Okay, this might be a bit dry, but bear with us. Investing your money is the safest thing you can be doing with any disposable income. You might be thinking: “I’ve just graduated, I have a ludicrous amount of debt and pretty much no disposable income. Investing can wait”. While there is logic in your reasoning, there’s always time to invest.
We wrote about when you should be starting to save for retirement and found out that 27% of millennials don’t expect to retire until they are around 70 years old. 48% of the same survey group believed that they should be saving for these brief retirement years between the ages of 20-29 compared to 24% who said 30-39 and 13% who said 40-49.

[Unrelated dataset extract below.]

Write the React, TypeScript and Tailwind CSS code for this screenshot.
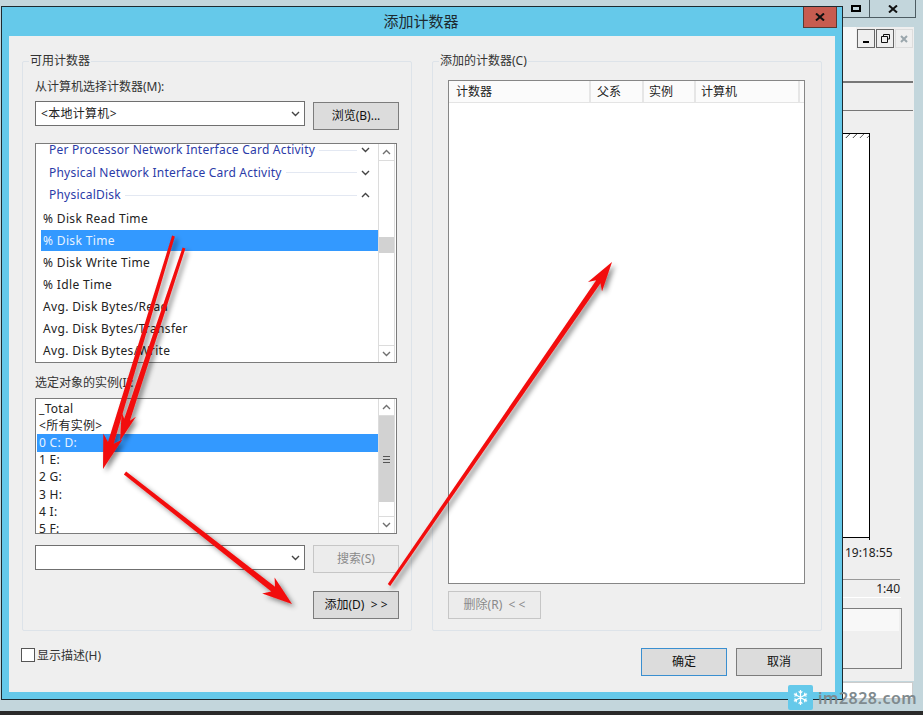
import React from "react";

const ui = { fontFamily: '"Noto Sans", "Noto Sans CJK SC", sans-serif' };

function Chevron({ up = false, color = "#555", w = 9 }: { up?: boolean; color?: string; w?: number }) {
  return (
    <svg width={w} height={6} viewBox="0 0 9 6" className="block">
      <path d={up ? "M1 5 L4.5 1.5 L8 5" : "M1 1 L4.5 4.5 L8 1"} fill="none" stroke={color} strokeWidth="1.4" />
    </svg>
  );
}

function Btn({ children, disabled, primary, wide }: { children: React.ReactNode; disabled?: boolean; primary?: boolean; wide?: boolean }) {
  const look = disabled
    ? "border-[#c6c6c6] bg-[#ececec] text-[#8a8a8a]"
    : primary
      ? "border-[#3a8fd0] bg-[#dcdcdc] text-[#111]"
      : "border-[#7c7c7c] bg-[#dcdcdc] text-[#111]";
  return <div className={`flex h-[28px] items-center justify-center border text-[12px] ${wide ? "w-[93px]" : "w-[86px]"} ${look}`}>{children}</div>;
}

function Select({ text }: { text?: string }) {
  return (
    <div className="flex h-[25px] w-[270px] items-center justify-between border border-[#6f6f6f] bg-white pl-[5px] pr-[4px] text-[12px] tracking-[0.3px] text-[#222]">
      <span>{text}</span>
      <Chevron color="#444" />
    </div>
  );
}

function Group({ title, children }: { title: string; children: React.ReactNode }) {
  return (
    <div className="relative h-[570px] w-[390px] rounded-[2px] border border-[#dde3e9]">
      <span className="absolute left-[6px] top-[-10px] bg-[#efefef] px-[1px] text-[12px] leading-[17px] text-[#333]">{title}</span>
      {children}
    </div>
  );
}

function ScrollBar({ children }: { children: React.ReactNode }) {
  return <div className="flex w-[17px] shrink-0 flex-col border-l border-r border-[#dcdcdc] bg-white">{children}</div>;
}

function ScrollEnd({ up }: { up?: boolean }) {
  return (
    <div className={`flex h-[17px] shrink-0 items-center justify-center border-[#dcdcdc] ${up ? "border-b" : "border-t"}`}>
      <Chevron up={up} color="#707070" />
    </div>
  );
}

function HeaderRow({ text, open }: { text: string; open?: boolean }) {
  return (
    <div className="flex h-[22.5px] items-center pl-[8px] pr-[8px] tracking-[0.22px]">
      <span className="whitespace-nowrap text-[#2b3ba8]">{text}</span>
      <span className="mx-[4px] h-px flex-1 bg-[#e3e8f2]" />
      <Chevron up={open} color="#444" />
    </div>
  );
}

function CounterRow({ text, selected }: { text: string; selected?: boolean }) {
  return (
    <div className={`flex items-center pl-[2px] ${selected ? "mb-[1px] h-[21px] bg-[#3399ff] text-[#e8f3ff]" : "h-[22px] text-[#222]"}`}>
      {text}
    </div>
  );
}

function CounterList() {
  return (
    <div className="flex h-[220px] w-[362px] border border-[#7b7b7b] bg-white text-[12px] tracking-[0.35px]">
      <div className="h-full flex-1 overflow-hidden pl-[5px]">
        <div className="pt-[0.5px]">
          <div className="mb-[1.5px] flex flex-col">
            <div className="-mt-[5.5px]">
              <HeaderRow text="Per Processor Network Interface Card Activity" />
            </div>
            <HeaderRow text="Physical Network Interface Card Activity" />
            <HeaderRow text="PhysicalDisk" open />
          </div>
          <CounterRow text="% Disk Read Time" />
          <CounterRow text="% Disk Time" selected />
          <CounterRow text="% Disk Write Time" />
          <CounterRow text="% Idle Time" />
          <CounterRow text="Avg. Disk Bytes/Read" />
          <CounterRow text="Avg. Disk Bytes/Transfer" />
          <CounterRow text="Avg. Disk Bytes/Write" />
        </div>
      </div>
      <ScrollBar>
        <ScrollEnd up />
        <div className="h-[76px]" />
        <div className="h-[16px] bg-[#d2d2d2]" />
        <div className="flex-1" />
        <ScrollEnd />
      </ScrollBar>
      <div className="w-[1px]" />
    </div>
  );
}

function InstanceList() {
  const rows = ["_Total", "<所有实例>", "0 C: D:", "1 E:", "2 G:", "3 H:", "4 I:", "5 F:"];
  return (
    <div className="flex h-[136px] w-[362px] border border-[#7b7b7b] bg-white text-[12px] tracking-[0.3px]">
      <div className="h-full flex-1 overflow-hidden pl-[1px]">
        <div className="mt-[1px]">
          {rows.map((r, i) => (
            <div key={r} className={`flex h-[17.2px] items-center pl-[2px] ${i === 2 ? "bg-[#3399ff] text-[#e8f3ff]" : "text-[#222]"}`}>
              {r}
            </div>
          ))}
        </div>
      </div>
      <ScrollBar>
        <ScrollEnd up />
        <div className="flex h-[86px] flex-col items-center justify-center gap-[2px] bg-[#d2d2d2]">
          <span className="h-px w-[7px] bg-[#555]" />
          <span className="h-px w-[7px] bg-[#555]" />
          <span className="h-px w-[7px] bg-[#555]" />
        </div>
        <div className="flex-1" />
        <ScrollEnd />
      </ScrollBar>
      <div className="w-[1px]" />
    </div>
  );
}

function LeftGroup() {
  return (
    <Group title="可用计数器">
      <div className="pl-[12px] pt-[16px]">
        <div className="text-[12px] leading-[17px] text-[#333]">从计算机选择计数器(M):</div>
        <div className="mt-[6px] flex items-start gap-[8px]">
          <Select text="<本地计算机>" />
          <div className="mt-[1px]"><Btn>浏览(B)...</Btn></div>
        </div>
        <div className="mt-[13px]"><CounterList /></div>
        <div className="mt-[11px] text-[12px] leading-[17px] text-[#333]">选定对象的实例(I):</div>
        <div className="mt-[7px]"><InstanceList /></div>
        <div className="mt-[11px] flex items-start gap-[8px]">
          <Select />
          <Btn disabled>搜索(S)</Btn>
        </div>
        <div className="mt-[18px] flex justify-end pr-[12px]">
          <Btn>添加(D)&nbsp;&nbsp;&gt; &gt;</Btn>
        </div>
      </div>
    </Group>
  );
}

function RightGroup() {
  const cols = [
    { t: "计数器", c: "w-[142px] pl-[7px]" },
    { t: "父系", c: "w-[53px] pl-[6px]" },
    { t: "实例", c: "w-[52px] pl-[5px]" },
    { t: "计算机", c: "w-[104px] pl-[5px]" },
  ];
  return (
    <Group title="添加的计数器(C)">
      <div className="pl-[15px] pt-[18px]">
        <div className="h-[504px] w-[357px] border border-[#868686] bg-white">
          <div className="flex h-[22px] border-b border-[#e4e4e4] bg-[#fbfbfb] text-[12px] text-[#222]">
            {cols.map((col) => (
              <div key={col.t} className={`flex items-center border-r-2 border-[#e6e6e6] ${col.c}`}>{col.t}</div>
            ))}
          </div>
        </div>
        <div className="mt-[7px]">
          <Btn disabled wide>删除(R)&nbsp;&nbsp;&lt; &lt;</Btn>
        </div>
      </div>
    </Group>
  );
}

function Dialog() {
  return (
    <div className="absolute left-[1px] top-[6px] flex h-[694px] w-[842px] flex-col border border-[#1d2a30] bg-[#65c9ea]" style={ui}>
      <div className="relative flex h-[29px] shrink-0 items-center justify-center pr-[2px] text-[15px] text-[#1d2a30]">
        添加计数器
        <div className="absolute right-[5px] top-0 flex h-[21px] w-[34px] items-center justify-center border border-t-0 border-[#5a3a34] bg-[#c75c50]">
          <svg width="10" height="8" viewBox="0 0 10 8"><path d="M1 0.5 L9 7.5 M9 0.5 L1 7.5" stroke="#111" strokeWidth="2" /></svg>
        </div>
      </div>
      <div className="ml-[7px] flex h-[656px] w-[826px] flex-col bg-[#efefef] pl-[13px] pt-[25px]">
        <div className="flex gap-[20px]">
          <LeftGroup />
          <RightGroup />
        </div>
        <div className="mt-[17px] flex items-start">
          <div className="-ml-px h-[14px] w-[14px] border border-[#555] bg-white" />
          <span className="ml-[2px] mt-[1px] text-[12px] leading-[14px] text-[#333]">显示描述(H)</span>
          <div className="ml-auto mr-[13px] flex gap-[9px]">
            <Btn primary>确定</Btn>
            <Btn>取消</Btn>
          </div>
        </div>
      </div>
    </div>
  );
}

function BackWindow() {
  return (
    <div className="absolute left-[843px] top-0 h-[711px] w-[80px] text-[#222]" style={ui}>
      <div className="flex h-[18px] w-[73px] border-b border-r border-[#4d5c62]">
        <div className="flex w-[27px] items-center justify-center border-r border-[#4d5c62]">
          <div className="h-[7px] w-[10px] border-2 border-black" />
        </div>
        <div className="flex flex-1 items-center justify-center">
          <svg width="10" height="8" viewBox="0 0 10 8"><path d="M1 0.5 L9 7.5 M9 0.5 L1 7.5" stroke="#111" strokeWidth="2" /></svg>
        </div>
      </div>
      <div className="mt-[9px] h-[654px] w-[71px] bg-[#efefef]">
        <div className="flex h-[23px] items-start">
          <div className="h-[23px] w-[13px] bg-[#f7f7f7]" />
          <div className="ml-[1px] mt-[2px] flex gap-px">
            <div className="flex h-[19px] w-[18px] items-end justify-center border border-[#666] pb-[4px]"><span className="h-[2px] w-[6px] bg-black" /></div>
            <div className="flex h-[19px] w-[18px] items-center justify-center border border-[#666]">
              <svg width="9" height="9" viewBox="0 0 9 9"><path d="M2.5 2 V0.5 H8.5 V5 H6.5 M0.5 2.5 H6.5 V8.5 H0.5 Z" fill="none" stroke="#111" /></svg>
            </div>
            <div className="flex h-[19px] w-[18px] items-center justify-center border border-[#ddd]">
              <svg width="8" height="8" viewBox="0 0 8 8"><path d="M1 1 L7 7 M7 1 L1 7" stroke="#9aa6ac" strokeWidth="2" /></svg>
            </div>
          </div>
        </div>
        <div className="mt-[31px] h-[2px] w-[70px] bg-[#777]" />
        <div className="mt-[27px] h-px w-[70px] bg-[#777]" />
        <div className="relative mt-[22px] h-[405px] w-[27px] border-b border-r border-t border-black bg-white">
          <div className="h-[4px] bg-[repeating-linear-gradient(135deg,#fff_0,#fff_4px,#555_5px)]" />
          <span className="absolute right-[-1px] top-full h-[3px] w-px bg-black" />
        </div>
        <div className="mt-[6px] pl-[2px] text-[12px] leading-[17px] text-[#1c1c1c]">19:18:55</div>
        <div className="mt-[18px] h-px w-[57px] bg-[#999]" />
        <div className="h-[17px] w-[57px] text-right text-[12px] leading-[17px]">1:40</div>
        <div className="h-px w-[58px] bg-white" />
        <div className="mt-[10px] h-[61px] w-[59px] border border-l-0 border-[#7c7c7c]">
          <div className="h-[22px] w-[56px] bg-[#f8f8f8]" />
        </div>
      </div>
      <div className="mt-[1px] h-[17px] w-[70px] border border-[#ccc] border-l-0 bg-white" />
    </div>
  );
}

function Arrow({ x1, y1, x2, y2, head = 34, hw = 11, tail = 2.2, mid = 0 }: { x1: number; y1: number; x2: number; y2: number; head?: number; hw?: number; tail?: number; mid?: number }) {
  const dx = x2 - x1;
  const dy = y2 - y1;
  const l = Math.hypot(dx, dy);
  const ux = dx / l;
  const uy = dy / l;
  const nx = -uy;
  const ny = ux;
  const bx = x2 - ux * head;
  const by = y2 - uy * head;
  const nb = x2 - ux * head * 0.8;
  const nby = y2 - uy * head * 0.8;
  const sw = mid || tail * 1.1;
  const p = [
    [x1 + nx * tail * 0.5, y1 + ny * tail * 0.5],
    [nb + nx * sw, nby + ny * sw],
    [bx + nx * hw, by + ny * hw],
    [x2, y2],
    [bx - nx * hw, by - ny * hw],
    [nb - nx * sw, nby - ny * sw],
    [x1 - nx * tail * 0.5, y1 - ny * tail * 0.5],
  ]
    .map((a) => a.map((v) => v.toFixed(1)).join(","))
    .join(" ");
  return <polygon points={p} fill="#f20d0d" />;
}

function Arrows() {
  return (
    <svg className="pointer-events-none absolute left-0 top-0" width="923" height="715" viewBox="0 0 923 715">
      <defs>
        <filter id="sh" x="-20%" y="-20%" width="140%" height="140%">
          <feDropShadow dx="3" dy="3" stdDeviation="2.5" floodColor="#000" floodOpacity="0.45" />
        </filter>
      </defs>
      <g filter="url(#sh)">
        <Arrow x1={173.5} y1={236} x2={103} y2={469} head={34} hw={10} tail={3} mid={3} />
        <Arrow x1={184} y1={248} x2={120} y2={441} head={28} hw={7.5} tail={3} mid={3} />
        <Arrow x1={125} y1={473} x2={292} y2={604} head={30} hw={10} tail={3.5} mid={3} />
        <Arrow x1={389} y1={585} x2={612} y2={262} head={30} hw={8.5} tail={3} mid={2.6} />
      </g>
    </svg>
  );
}

function Watermark() {
  return (
    <div className="absolute left-[788px] top-[685px] flex items-center gap-[5px]" style={ui}>
      <div className="flex h-[25px] w-[25px] items-center justify-center rounded-[2px] bg-[#65c9ea]">
        <svg width="17" height="17" viewBox="0 0 18 18" fill="none" stroke="#fff" strokeWidth="1.3">
          <path d="M9 1 V17 M2 5 L16 13 M16 5 L2 13 M7 2.5 L9 4.5 L11 2.5 M7 15.5 L9 13.5 L11 15.5 M2.5 7.5 L5 6.8 L4.2 4 M15.5 7.5 L13 6.8 L13.8 4 M2.5 10.5 L5 11.2 L4.2 14 M15.5 10.5 L13 11.2 L13.8 14" />
        </svg>
      </div>
      <span className="text-[16px] font-semibold leading-none tracking-[0.5px] text-[#7f8a8e]">im2828.com</span>
    </div>
  );
}

export default function App() {
  return (
    <div className="relative h-[715px] w-[923px] overflow-hidden bg-[#c3d6dc]">
      <BackWindow />
      <Dialog />
      <div className="absolute bottom-0 left-0 h-[4px] w-[923px] bg-[#2a2a2a]" />
      <Watermark />
      <Arrows />
    </div>
  );
}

Obviously there is reason among the young people to commit a bit to the future. But investing seems to have a higher entry point. There’s this misconception that you need a lot of money to begin with in order to start investing. It turns out that investing a little every year while you’re young turns out a much higher pay-off than investing the same amount for 40 years.
Okay, so assuming a generous 10% rate of return a year (this is hypothetical), someone who invests £2,000 yearly between the age of 19 to 26 and never invests again stands to earn a lot more than another person who invests the same amount between the ages of 26 and 65.

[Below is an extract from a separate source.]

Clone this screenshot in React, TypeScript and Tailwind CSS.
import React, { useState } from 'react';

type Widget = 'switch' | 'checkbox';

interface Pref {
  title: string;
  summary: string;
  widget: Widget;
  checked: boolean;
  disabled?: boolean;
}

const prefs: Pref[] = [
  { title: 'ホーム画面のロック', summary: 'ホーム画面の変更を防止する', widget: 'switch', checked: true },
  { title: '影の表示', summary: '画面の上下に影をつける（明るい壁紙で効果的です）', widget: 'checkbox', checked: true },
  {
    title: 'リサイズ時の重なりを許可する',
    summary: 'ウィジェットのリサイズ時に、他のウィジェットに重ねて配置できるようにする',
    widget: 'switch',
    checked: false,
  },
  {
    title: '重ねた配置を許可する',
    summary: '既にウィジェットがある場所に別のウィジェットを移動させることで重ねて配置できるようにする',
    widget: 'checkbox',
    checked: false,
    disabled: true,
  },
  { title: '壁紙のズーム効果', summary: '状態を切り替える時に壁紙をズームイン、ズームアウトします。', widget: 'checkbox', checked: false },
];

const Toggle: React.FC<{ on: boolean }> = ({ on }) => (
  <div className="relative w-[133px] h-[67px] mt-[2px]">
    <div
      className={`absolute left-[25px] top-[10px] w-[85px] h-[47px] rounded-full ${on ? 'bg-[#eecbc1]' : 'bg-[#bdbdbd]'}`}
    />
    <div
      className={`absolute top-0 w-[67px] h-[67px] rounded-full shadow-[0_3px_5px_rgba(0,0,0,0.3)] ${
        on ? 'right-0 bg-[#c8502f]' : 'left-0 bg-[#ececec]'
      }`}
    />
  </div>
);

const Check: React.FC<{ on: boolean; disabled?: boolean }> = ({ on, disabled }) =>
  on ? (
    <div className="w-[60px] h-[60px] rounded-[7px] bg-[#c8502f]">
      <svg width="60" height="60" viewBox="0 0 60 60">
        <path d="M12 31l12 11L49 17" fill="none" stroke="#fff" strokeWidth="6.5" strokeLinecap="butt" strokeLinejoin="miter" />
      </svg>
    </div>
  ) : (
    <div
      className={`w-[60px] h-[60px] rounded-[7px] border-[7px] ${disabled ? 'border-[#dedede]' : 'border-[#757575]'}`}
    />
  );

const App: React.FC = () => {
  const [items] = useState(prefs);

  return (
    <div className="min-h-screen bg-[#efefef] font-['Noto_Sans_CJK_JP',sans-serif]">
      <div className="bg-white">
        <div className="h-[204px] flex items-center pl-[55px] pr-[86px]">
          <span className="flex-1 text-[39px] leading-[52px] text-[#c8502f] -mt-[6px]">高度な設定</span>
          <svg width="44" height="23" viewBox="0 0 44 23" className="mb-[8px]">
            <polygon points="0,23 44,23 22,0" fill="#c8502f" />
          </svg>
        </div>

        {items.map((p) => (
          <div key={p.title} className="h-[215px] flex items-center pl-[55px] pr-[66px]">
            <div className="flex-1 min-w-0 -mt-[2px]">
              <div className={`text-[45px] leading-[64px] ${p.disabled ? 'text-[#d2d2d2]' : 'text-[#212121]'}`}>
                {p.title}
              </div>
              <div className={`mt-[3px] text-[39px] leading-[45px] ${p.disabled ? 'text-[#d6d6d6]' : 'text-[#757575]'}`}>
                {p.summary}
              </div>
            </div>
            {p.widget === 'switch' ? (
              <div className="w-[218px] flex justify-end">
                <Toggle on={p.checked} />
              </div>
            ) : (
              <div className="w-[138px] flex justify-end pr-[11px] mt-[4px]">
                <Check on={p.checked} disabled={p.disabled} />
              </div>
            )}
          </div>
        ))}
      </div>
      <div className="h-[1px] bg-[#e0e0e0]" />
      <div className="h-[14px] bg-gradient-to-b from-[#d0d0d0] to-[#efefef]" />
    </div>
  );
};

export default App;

See the infographic from Life Hack below for more information!
It might look like a daunting set of numbers, and that’s understandable. This chart represents potential earnings but that’s not even the largest benefit. This type of saving builds a strong financial foundation for the way you use your money. It ingrains the idea that “I will invest and save even if I have to give up certain wants for the time being”.
Pizza and beer sounds good now, but so does being minted when you’re older.